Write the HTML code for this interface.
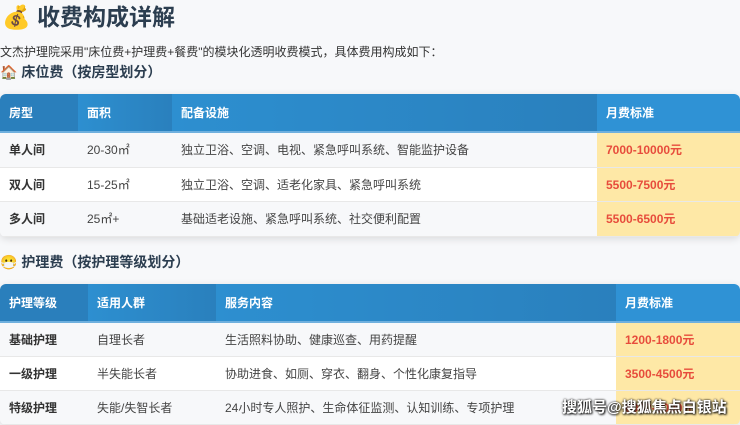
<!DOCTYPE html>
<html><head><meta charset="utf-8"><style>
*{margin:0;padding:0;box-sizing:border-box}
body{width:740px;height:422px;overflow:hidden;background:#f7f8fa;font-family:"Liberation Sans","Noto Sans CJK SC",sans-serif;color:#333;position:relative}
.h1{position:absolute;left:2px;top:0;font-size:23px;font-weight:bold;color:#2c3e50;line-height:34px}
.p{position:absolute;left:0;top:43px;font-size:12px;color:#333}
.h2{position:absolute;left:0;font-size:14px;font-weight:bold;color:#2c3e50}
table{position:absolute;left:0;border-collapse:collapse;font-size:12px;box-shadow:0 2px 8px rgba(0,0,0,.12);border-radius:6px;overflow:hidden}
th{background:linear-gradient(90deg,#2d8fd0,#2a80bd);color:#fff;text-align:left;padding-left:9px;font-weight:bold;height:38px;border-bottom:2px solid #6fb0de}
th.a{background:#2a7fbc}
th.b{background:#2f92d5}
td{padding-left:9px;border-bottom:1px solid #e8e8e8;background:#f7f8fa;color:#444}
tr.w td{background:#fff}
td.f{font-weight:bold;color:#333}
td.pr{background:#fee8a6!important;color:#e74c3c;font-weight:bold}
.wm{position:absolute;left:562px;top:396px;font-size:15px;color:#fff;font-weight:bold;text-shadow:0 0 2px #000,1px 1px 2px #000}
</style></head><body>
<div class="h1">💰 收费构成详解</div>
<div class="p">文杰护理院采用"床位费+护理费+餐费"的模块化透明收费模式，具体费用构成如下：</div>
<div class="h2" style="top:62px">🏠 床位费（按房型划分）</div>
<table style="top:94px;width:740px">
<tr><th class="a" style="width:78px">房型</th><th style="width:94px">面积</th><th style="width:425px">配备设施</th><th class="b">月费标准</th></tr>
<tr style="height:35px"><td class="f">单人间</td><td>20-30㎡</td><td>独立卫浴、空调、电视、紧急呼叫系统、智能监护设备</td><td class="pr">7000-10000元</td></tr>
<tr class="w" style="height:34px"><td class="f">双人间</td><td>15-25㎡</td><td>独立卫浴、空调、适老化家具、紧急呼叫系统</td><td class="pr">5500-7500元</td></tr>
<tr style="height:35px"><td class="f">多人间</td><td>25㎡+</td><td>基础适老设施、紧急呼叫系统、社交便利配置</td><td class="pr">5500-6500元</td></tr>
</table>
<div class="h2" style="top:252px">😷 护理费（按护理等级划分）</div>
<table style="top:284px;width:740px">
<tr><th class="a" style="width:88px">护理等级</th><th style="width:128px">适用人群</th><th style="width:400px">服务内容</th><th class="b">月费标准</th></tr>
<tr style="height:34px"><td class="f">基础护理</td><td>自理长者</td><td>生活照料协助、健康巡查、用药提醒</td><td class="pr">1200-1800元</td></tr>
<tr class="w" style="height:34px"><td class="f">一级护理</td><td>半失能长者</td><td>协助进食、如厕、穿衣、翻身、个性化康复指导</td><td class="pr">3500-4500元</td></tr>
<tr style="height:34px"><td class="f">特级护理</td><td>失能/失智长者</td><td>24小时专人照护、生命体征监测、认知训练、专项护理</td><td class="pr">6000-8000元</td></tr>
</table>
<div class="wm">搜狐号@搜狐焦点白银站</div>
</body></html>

● ● ● ● ●

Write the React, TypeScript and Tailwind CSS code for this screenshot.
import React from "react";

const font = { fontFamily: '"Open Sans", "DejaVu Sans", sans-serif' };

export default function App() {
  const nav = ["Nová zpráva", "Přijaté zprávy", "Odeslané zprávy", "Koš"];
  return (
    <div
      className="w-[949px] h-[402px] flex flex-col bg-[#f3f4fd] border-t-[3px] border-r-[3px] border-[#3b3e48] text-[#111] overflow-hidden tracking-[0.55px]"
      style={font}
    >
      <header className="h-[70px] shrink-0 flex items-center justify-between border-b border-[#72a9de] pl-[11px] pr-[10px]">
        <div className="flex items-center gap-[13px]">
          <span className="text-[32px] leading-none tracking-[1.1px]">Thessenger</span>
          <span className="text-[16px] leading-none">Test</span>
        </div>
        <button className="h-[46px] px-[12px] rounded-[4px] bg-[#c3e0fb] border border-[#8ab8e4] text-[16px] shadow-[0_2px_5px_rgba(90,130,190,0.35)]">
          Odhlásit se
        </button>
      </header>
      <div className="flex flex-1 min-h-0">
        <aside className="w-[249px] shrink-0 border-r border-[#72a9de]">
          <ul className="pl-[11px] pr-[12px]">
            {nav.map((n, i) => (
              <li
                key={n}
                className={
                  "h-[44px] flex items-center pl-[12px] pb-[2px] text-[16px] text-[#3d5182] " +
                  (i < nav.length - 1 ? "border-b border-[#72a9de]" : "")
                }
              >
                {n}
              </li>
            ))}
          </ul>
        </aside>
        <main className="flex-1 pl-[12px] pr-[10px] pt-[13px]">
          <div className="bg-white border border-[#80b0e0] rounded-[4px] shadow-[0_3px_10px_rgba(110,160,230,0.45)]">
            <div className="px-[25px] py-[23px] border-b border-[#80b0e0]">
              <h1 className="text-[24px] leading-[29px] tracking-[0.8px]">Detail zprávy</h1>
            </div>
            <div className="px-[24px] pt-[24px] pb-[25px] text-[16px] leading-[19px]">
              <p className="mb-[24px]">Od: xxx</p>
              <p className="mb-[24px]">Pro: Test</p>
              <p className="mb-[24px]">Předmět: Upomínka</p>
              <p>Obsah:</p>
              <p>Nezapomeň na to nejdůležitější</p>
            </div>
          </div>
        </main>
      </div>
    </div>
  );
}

● ● ● ● ●

Locate the lines above that contain "code" and copy them.

Write the HTML code for this interface.
Write the React, TypeScript and Tailwind CSS code for this screenshot.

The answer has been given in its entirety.